Through the press release, the global cybersecurity company noticed further improvement, stemming from the idea of gender equality that represents more than just physical bodies through doors. It is also the notion of perceptions, feelings, stereotypes, and opportunity. To this end, a positive sign of progression comes from more than two-thirds of women (69%) now feeling confident that their opinions are respected from the very first day in a tech role. The increased levels of working from home seen over the past year have also had a comparatively positive effect, with 46% of women agreeing that gender equality is improved among teams that work remotely.

In spite of the positive results, Kasperksy's latest Women in Tech report addresses the longer journey towards true gender equality, with a full reflection on the results available via a dedicated website launched recently. Proving this point is a statistic wherein over a third (38%) of women claim that a lack of women in the tech industry makes them wary of entering the sector.

While these figures may seem relatively low, they emphasize the gap between gradual improvement and complete equality. This notion is supported by the wider realization that 44% of women maintain that men progress faster than they do in the tech space.

Considering that a similar number (41%) agree that a more equal gender split would be conducive to improved career progression and rectifying that mismatch, the report can conclude that the link between representation, and overall behaviors, opportunity, and equality, has not been made just yet.

The findings of this research aren't just enclosed to a certain location.

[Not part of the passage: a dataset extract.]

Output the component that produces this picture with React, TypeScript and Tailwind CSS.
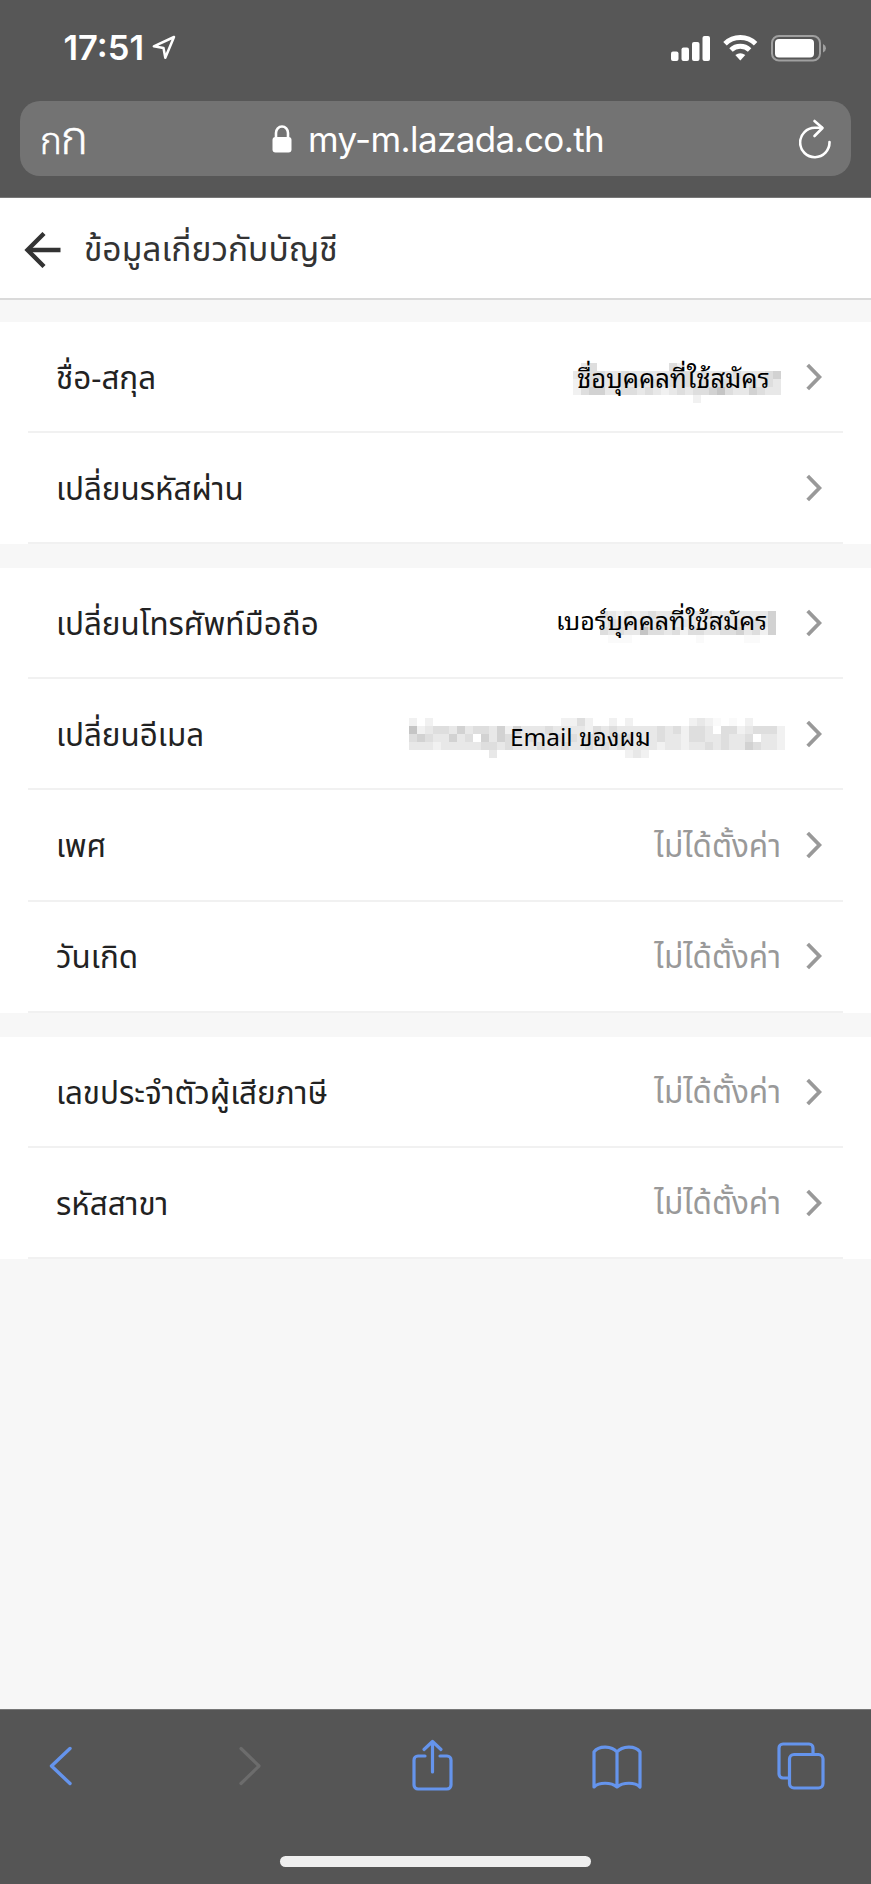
import type { ReactNode } from "react";

const SHADES: Record<string, string> = {
  "1": "#fafafa",
  "2": "#f1f1f1",
  "3": "#e8e8e8",
  "4": "#dedede",
  "5": "#d2d2d2",
  "6": "#c5c5c5",
};

function Mosaic({ rows, className }: { rows: string[]; className: string }) {
  const w = rows[0].length * 8;
  const h = rows.length * 8;
  return (
    <svg width={w} height={h} viewBox={`0 0 ${w} ${h}`} shapeRendering="crispEdges" className={className} aria-hidden="true">
      {rows.map((row, y) =>
        row.split("").map((c, x) => (c === "." ? null : <rect key={`${x}-${y}`} x={x * 8} y={y * 8} width="8" height="8" fill={SHADES[c]} />)),
      )}
    </svg>
  );
}

const NAME_MOSAIC = [
  ".34.........42............",
  "34443343333334434333433345",
  "23433343434344434344334343",
  "24553344343234344564335433",
  "...............2..........",
];
const PHONE_MOSAIC = [
  "4323234333233423333335",
  "3433343433332343343435",
  "4343364434244334453425",
  ".111........1.....11..",
];
const EMAIL_MOSAIC = [
  "2.2................2242..2.2.......2321.1.2....",
  "62344353443525333433332434333334342443.44234442",
  "45433534.5354334334343443444333433244334334.332",
  "33323333344343334334334343433332332334343354332",
  "..........3................232.................",
];

function Chevron() {
  return (
    <svg width="16" height="28" viewBox="0 0 16 28" fill="none" className="shrink-0" aria-hidden="true">
      <path d="M1.700 2 L13.400 14 L1.700 26" stroke="#999" strokeWidth="3.800" />
    </svg>
  );
}

function Row({ label, children }: { label: string; children?: ReactNode }) {
  return (
    <div className="mx-7 flex h-[111.2px] items-center justify-between border-b-2 border-[#f1f1f1] pr-[21px] pl-7">
      <span className="pt-[6px] text-[31.4px] leading-none whitespace-nowrap text-[#222]">{label}</span>
      <span className="flex items-center gap-[25px]">
        {children}
        <Chevron />
      </span>
    </div>
  );
}

function Unset() {
  return <span className="pt-[5px] text-[31.5px] leading-none whitespace-nowrap text-[#999]">ไม่ได้ตั้งค่า</span>;
}

function Censored({ rows, text, box, mosaic, label }: { rows: string[]; text: string; box: string; mosaic: string; label: string }) {
  return (
    <span className={`relative block ${box}`}>
      <Mosaic rows={rows} className={`absolute ${mosaic}`} />
      <span
        className={`absolute font-['Leelawadee_UI','Noto_Sans_Thai_Looped','Noto_Looped_Thai','Loma','Garuda','Waree','Noto_Sans',sans-serif] leading-none whitespace-nowrap text-black ${label}`}
      >
        {text}
      </span>
    </span>
  );
}

export default function App() {
  return (
    <div className="flex h-[1884px] w-[871px] flex-col overflow-hidden bg-[#f7f7f7] font-['Noto_Sans_Thai','Noto_Sans',sans-serif]">
      <header className="flex h-[198px] shrink-0 flex-col border-b border-[#777] bg-[#575757] text-white">
        <div className="mb-[4px] flex h-[97px] items-center justify-between pr-[44px] pl-[63.5px]">
          <div className="flex items-center gap-[8px]">
            <span className="font-['Inter',sans-serif] text-[34.5px] leading-none font-semibold">17:51</span>
            <svg width="24" height="25" viewBox="0 0 24 25" fill="none" className="mb-[3px]" aria-hidden="true">
              <path d="M22 2 L1.800 11.300 L11.500 13 L13.300 22.800 Z" stroke="white" strokeWidth="2.500" strokeLinejoin="round" />
            </svg>
          </div>
          <svg width="156" height="28" viewBox="0 0 156 28" aria-hidden="true">
            <g fill="white">
              <rect x="0" y="16.5" width="7.5" height="9.5" rx="2" />
              <rect x="10.5" y="12.5" width="7.5" height="13.5" rx="2" />
              <rect x="21" y="7" width="7.5" height="19" rx="2" />
              <rect x="31.5" y="1" width="7.5" height="25" rx="2" />
            </g>
            <g fill="none" stroke="white" strokeWidth="5">
              <path d="M54 8.800 A22 22 0 0 1 84.600 8.800" />
              <path d="M60 15 A13.500 13.500 0 0 1 78.600 15" />
            </g>
            <path d="M64.300 20 Q69.300 16.500 74.300 20 L69.300 25.500 Z" fill="white" />
            <rect x="101" y="1" width="48" height="24.500" rx="7" fill="none" stroke="#a0a0a0" strokeWidth="2" />
            <rect x="104" y="4" width="39" height="18.500" rx="4" fill="white" />
            <path d="M152 9 Q155 10.500 155 13.200 Q155 16 152 17.500 Z" fill="#a0a0a0" />
          </svg>
        </div>
        <div className="mx-[20px] flex h-[75px] items-center justify-between rounded-[20px] bg-[#737373] px-[20px]">
          <span className="flex w-[46px] items-baseline pt-[3px] leading-none font-light [-webkit-text-stroke:0.5px_white]">
            <span className="text-[37px] tracking-[-1px]">ก</span>
            <span className="text-[46px]">ก</span>
          </span>
          <span className="mr-[9px] flex items-center gap-[16px] pt-[1px]">
            <svg width="20" height="28" viewBox="0 0 20 28" aria-hidden="true">
              <path d="M4 13 V8 a6 6.500 0 0 1 12 0 V13" fill="none" stroke="white" strokeWidth="2.600" />
              <rect x="0.500" y="12" width="19" height="15.500" rx="3" fill="white" />
            </svg>
            <span className="font-['Inter',sans-serif] text-[35px] leading-none tracking-[-0.62px]">my-m.lazada.co.th</span>
          </span>
          <svg width="32" height="40" viewBox="0 0 32 40" fill="none" stroke="white" strokeWidth="2.600" strokeLinecap="round" strokeLinejoin="round" aria-hidden="true">
            <path d="M30.500 23 A14.700 14.700 0 1 1 16 8.800 H23" />
            <path d="M15.500 2 L23.500 9 L15.500 17" />
          </svg>
        </div>
      </header>

      <main className="flex flex-1 flex-col">
        <div className="flex h-[102px] shrink-0 items-center gap-[23px] border-b-2 border-[#dadada] bg-white pt-[4px] pl-[24px]">
          <svg width="37" height="36" viewBox="0 0 37 36" fill="none" stroke="#333" strokeWidth="4.400" aria-hidden="true">
            <path d="M20 1.500 L3.500 18 L20 34.500" />
            <path d="M4 18 H36.500" />
          </svg>
          <h1 className="pt-[2px] text-[33.6px] leading-none whitespace-nowrap text-[#333]">ข้อมูลเกี่ยวกับบัญชี</h1>
        </div>

        <section className="mt-[22px] bg-white">
          <Row label="ชื่อ-สกุล">
            <Censored rows={NAME_MOSAIC} text="ชื่อบุคคลที่ใช้สมัคร" box="h-[40px] w-[208px]" mosaic="top-[6px] left-0" label="top-[7px] left-[4px] text-[25.6px]" />
          </Row>
          <Row label="เปลี่ยนรหัสผ่าน" />
        </section>

        <section className="mt-[23.6px] bg-white">
          <Row label="เปลี่ยนโทรศัพท์มือถือ">
            <Censored rows={PHONE_MOSAIC} text="เบอร์บุคคลที่ใช้สมัคร" box="h-[40px] w-[224px]" mosaic="top-[8px] left-[43px]" label="top-[4px] left-[-1px] text-[25.1px]" />
          </Row>
          <Row label="เปลี่ยนอีเมล">
            <Censored rows={EMAIL_MOSAIC} text="Email ของผม" box="h-[40px] w-[372px]" mosaic="top-[4px] left-0" label="top-[9px] left-[101px] text-[24.4px]" />
          </Row>
          <Row label="เพศ">
            <Unset />
          </Row>
          <Row label="วันเกิด">
            <Unset />
          </Row>
        </section>

        <section className="mt-[24.2px] bg-white">
          <Row label="เลขประจำตัวผู้เสียภาษี">
            <Unset />
          </Row>
          <Row label="รหัสสาขา">
            <Unset />
          </Row>
        </section>
      </main>

      <footer className="flex h-[175px] shrink-0 flex-col items-center border-t border-[#777] bg-[#555]">
        <div className="flex h-[112px] w-full items-center pl-[48px] text-[#6594ec]">
          <svg width="26" height="40" viewBox="0 0 26 40" fill="none" stroke="currentColor" strokeWidth="3.400" strokeLinecap="round" strokeLinejoin="round" aria-hidden="true">
            <path d="M22 2.500 L3.500 20 L22 37.500" />
          </svg>
          <svg width="26" height="40" viewBox="0 0 26 40" fill="none" stroke="#6c6c6c" strokeWidth="3.200" strokeLinecap="round" strokeLinejoin="round" className="ml-[163px]" aria-hidden="true">
            <path d="M4 2.500 L22 20 L4 37.500" />
          </svg>
          <svg width="42" height="52" viewBox="0 0 42 52" fill="none" stroke="currentColor" strokeWidth="3.200" strokeLinecap="round" strokeLinejoin="round" className="mb-[2px] ml-[148.5px]" aria-hidden="true">
            <path d="M13 17 H6 a4 4 0 0 0 -4 4 V46 a4 4 0 0 0 4 4 H35 a4 4 0 0 0 4 -4 V21 a4 4 0 0 0 -4 -4 H28" />
            <path d="M20.500 33 V2.500 M12 10.500 L20.500 2.500 L29 10.500" />
          </svg>
          <svg width="50" height="44" viewBox="0 0 50 44" fill="none" stroke="currentColor" strokeWidth="3.200" strokeLinecap="round" strokeLinejoin="round" className="mt-[1px] ml-[138px]" aria-hidden="true">
            <path d="M25 7 C20 1 7 0 2 7 V42 C7 37 19 37 25 42 C31 37 43 37 48 42 V7 C43 0 30 1 25 7 V42" />
          </svg>
          <svg width="48" height="48" viewBox="0 0 48 48" fill="none" stroke="currentColor" strokeWidth="3.200" strokeLinejoin="round" className="ml-[135.5px]" aria-hidden="true">
            <path d="M36 12 V6 a4 4 0 0 0 -4 -4 H6 a4 4 0 0 0 -4 4 V32 a4 4 0 0 0 4 4 H12" />
            <rect x="12.500" y="12.500" width="33.500" height="33.500" rx="4.500" />
          </svg>
        </div>
        <div className="mt-[34px] h-[11px] w-[311px] rounded-full bg-[#efefef]" />
      </footer>
    </div>
  );
}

In fact, certain large areas across the planet have also shown tremendous growth; especially from  Europe where the gender balance seems to have actually worsened over the past two years; to North America where the move to homeworking may have accelerated the balance; to Latin America, where education is driving empowerment among young women in tech; and finally, APAC, where intimidation among women is now being overtaken by success stories.

To ensure women’s positive career experiences are reflected right across the globe, key steps and initiatives are needed to support a career in tech, including the provision of more mentoring or internship programs to provide access to opportunities and experience. But in order to instill a belief that the tech industry is a place for women to work and succeed, the journey needs to start much earlier.

“The issue of gender stereotypes needs to be addressed long before women enter the workplace. It needs to start at school, to engage and encourage an interest in IT and tech fields. Our work at Kaspersky with schoolchildren in a number of countries across the globe aims to ignite this interest at an early age and provide insight into what a career in tech might look like,” comments Noushin Shabab, Senior Security Researcher, Global Research & Analysis Team at Kaspersky.

“The first step in a new direction is always the hardest. Without a supportive environment, girls can struggle to find kindred spirits in online communities or at relevant offline events. They need to see that IT professionals are ordinary people with diverse skill sets and abilities and that anyone can aspire to join the tech space,” adds Shabab.

Ass a testament to this growth, many companies began to introduce quotas that guarantee more equal representation across workforces. Going beyond just adding numbers, they are designed to increase the likelihood of altered behaviors and reduced sexism in workplaces, more women reaching senior positions, and the creation of more role models who can share positive career experiences to young women who are considering entering the tech space. Quotas, however, aren’t the only way to maintain momentum and ensure further progress in the said aspect.
“There is a famous saying that ‘you can’t be what you can’t see’. In the past few years, there have been increasing calls to improve the representation of women in technology and IT… While quotas can represent a relatively quick way to address the issue, the technology industry has proven to be institutionally misogynistic in ways that mean even quotas are insufficient for addressing the gender imbalance or aiding the progression of women to senior IT roles,” commented Dr. Ronda Zelezny-Co-Founder and Director, Panoply Digital, and Ada’s List member.
She added, “Given this, there is a need to go beyond quotas. A first recommendation is to implement blind hiring practices that help remove personal biases from the talent acquisition process.”
“This includes removing identifying information from applications, amending the language in job adverts to eliminate sex-bias in favor of male candidates, and ensuring that candidate selection is free from bias by using diverse hiring committees (instead of individuals), recruiters trained to eliminate bias from hiring processes, and perhaps eventually truly intelligent algorithms created by diverse teams that can help with the candidate identification process,” Zelezny explained in conclusion.